Once the estimated cost is determined, the next step involves setting a realistic timeline for when the money will be needed. This timeline dictates the duration over which contributions will be made. For example, if a major expense is anticipated in ten months, that becomes the saving period.
With the total cost and timeline established, calculating the regular contribution amount is straightforward. Divide the total estimated cost by the number of months or weeks until the funds are needed. This calculation provides the amount to set aside periodically, making the large expense manageable through smaller, consistent payments.

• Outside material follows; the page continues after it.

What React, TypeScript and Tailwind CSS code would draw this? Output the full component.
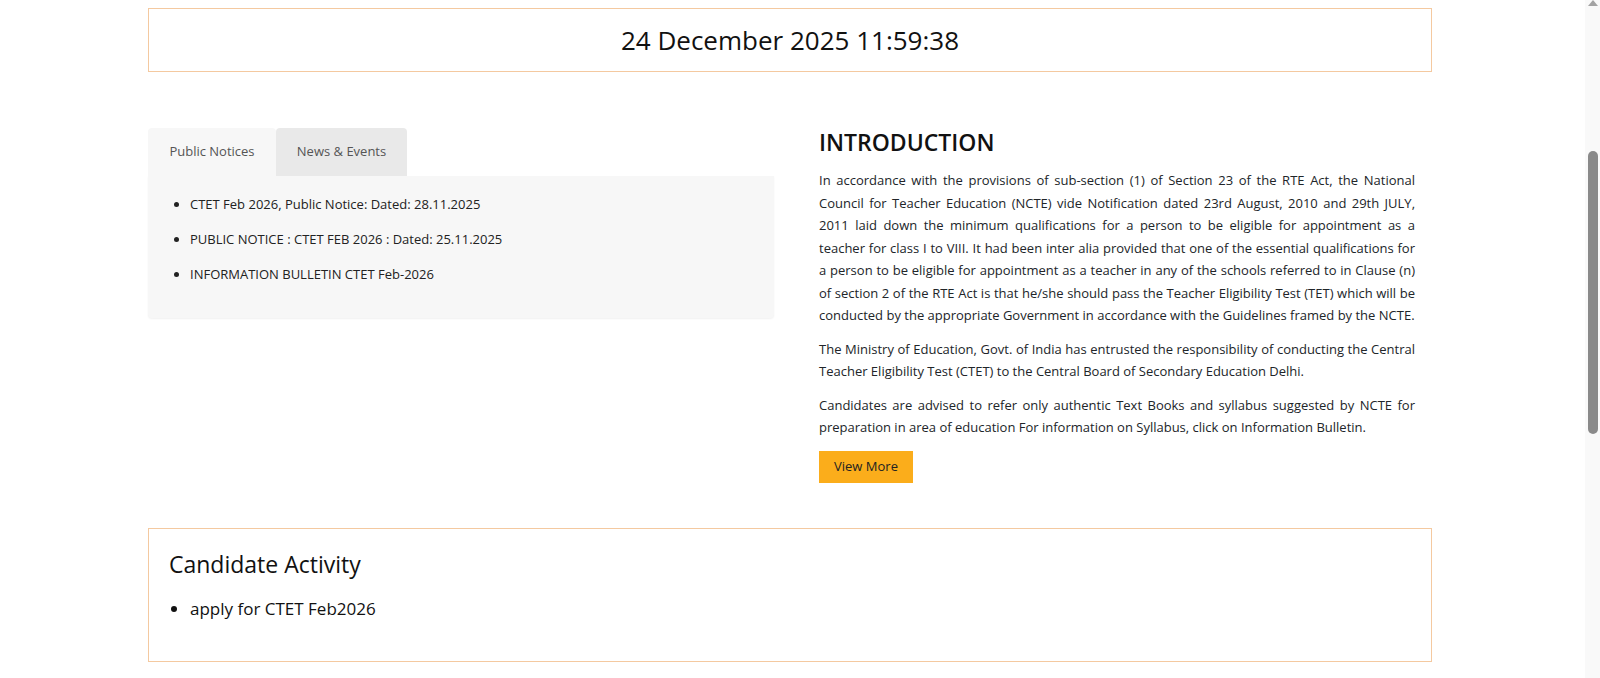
import { useState } from "react";

const notices = [
  "CTET Feb 2026, Public Notice: Dated: 28.11.2025",
  "PUBLIC NOTICE : CTET FEB 2026 : Dated: 25.11.2025",
  "INFORMATION BULLETIN CTET Feb-2026",
];

const App = () => {
  const [tab, setTab] = useState("notices");

  return (
    <div className="flex h-[678px] overflow-hidden bg-white text-[#212529] font-['Open_Sans',sans-serif]">
      <main className="flex-1">
        <div className="ml-[148px] w-[1284px] pt-2">
          {/* date strip */}
          <div className="flex h-16 items-center justify-center border border-[#f4c9a0]">
            <span className="text-[26px] text-[#111]">24 December 2025 11:59:38</span>
          </div>

          <div className="mt-14 flex gap-[45px]">
            {/* tabs */}
            <div className="w-[626px]">
              <div className="flex text-[13px] text-[#555]">
                <button
                  onClick={() => setTab("notices")}
                  className={`h-12 w-[128px] rounded-t ${tab === "notices" ? "bg-[#f7f7f7]" : "bg-[#e9e9e9]"}`}
                >
                  Public Notices
                </button>
                <button
                  onClick={() => setTab("news")}
                  className={`h-12 w-[131px] rounded-t ${tab === "news" ? "bg-[#f7f7f7]" : "bg-[#e9e9e9]"}`}
                >
                  News &amp; Events
                </button>
              </div>
              <div className="h-[142px] rounded-b bg-[#f7f7f7] pt-[18px] shadow-[0_1px_2px_rgba(0,0,0,0.06)]">
                <ul className="list-disc pl-[42px] text-[13px] text-[#222]">
                  {tab === "notices" &&
                    notices.map((n) => (
                      <li key={n} className="mb-[15px] leading-5">
                        {n}
                      </li>
                    ))}
                </ul>
              </div>
            </div>

            {/* introduction */}
            <div className="w-[596px]">
              <h2 className="mb-3 text-[23px] font-semibold leading-[29px] text-[#111]">INTRODUCTION</h2>
              <p className="mb-[11px] text-justify text-[13px] leading-[22.5px]">
                In accordance with the provisions of sub-section (1) of Section 23 of the RTE Act, the National
                Council for Teacher Education (NCTE) vide Notification dated 23rd August, 2010 and 29th JULY, 2011
                laid down the minimum qualifications for a person to be eligible for appointment as a teacher for
                class I to VIII. It had been inter alia provided that one of the essential qualifications for a
                person to be eligible for appointment as a teacher in any of the schools referred to in Clause (n)
                of section 2 of the RTE Act is that he/she should pass the Teacher Eligibility Test (TET) which will
                be conducted by the appropriate Government in accordance with the Guidelines framed by the NCTE.
              </p>
              <p className="mb-[11px] text-justify text-[13px] leading-[22.5px]">
                The Ministry of Education, Govt. of India has entrusted the responsibility of conducting the Central
                Teacher Eligibility Test (CTET) to the Central Board of Secondary Education Delhi.
              </p>
              <p className="text-justify text-[13px] leading-[22.5px]">
                Candidates are advised to refer only authentic Text Books and syllabus suggested by NCTE for
                preparation in area of education For information on Syllabus, click on Information Bulletin.
              </p>
              <button className="mt-3 h-8 w-[94px] bg-[#fbad1b] text-[13px] text-[#222]">View More</button>
            </div>
          </div>

          {/* candidate activity */}
          <div className="mt-[45px] h-[134px] border border-[#f4c9a0] px-5 pt-5">
            <h3 className="text-[23px] leading-[30px] text-[#111]">Candidate Activity</h3>
            <ul className="mt-[18px] list-disc pl-[21px] text-[17px] leading-6 text-[#111]">
              <li>apply for CTET Feb2026</li>
            </ul>
          </div>
        </div>
      </main>

      {/* scrollbar */}
      <aside className="flex w-[15px] flex-col items-center bg-[#f9f9f9]">
        <div className="h-0 w-0 border-x-[5px] border-b-[6px] border-x-transparent border-b-[#a3a3a3]" />
        <div className="mt-[145px] h-[283px] w-[10px] rounded-full bg-[#8a8a8a]" />
      </aside>
    </div>
  );
};

export default App;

Choosing a method to separate the money is crucial for effective sinking fund management. Many individuals opt for separate bank accounts for each fund, providing a clear visual distinction and reducing the temptation to spend money allocated for other purposes. Alternatively, digital envelope systems, spreadsheet tracking, or budgeting applications can effectively categorize and track funds without needing multiple physical accounts.
To ensure consistency and adherence to the plan, automating contributions is highly recommended. Setting up automatic transfers from a primary checking account to designated sinking fund accounts on a regular basis, such as each payday, removes the need for manual action. This automation treats sinking fund contributions like any other fixed bill, embedding them into the regular financial routine.
Finally, regular review and adjustment of sinking funds are necessary to maintain their effectiveness. Life circumstances, costs, or timelines can change, requiring modifications to contribution amounts or target goals. Periodically checking the fund’s progress ensures it remains on track and allows for timely adjustments to keep financial plans aligned with evolving needs.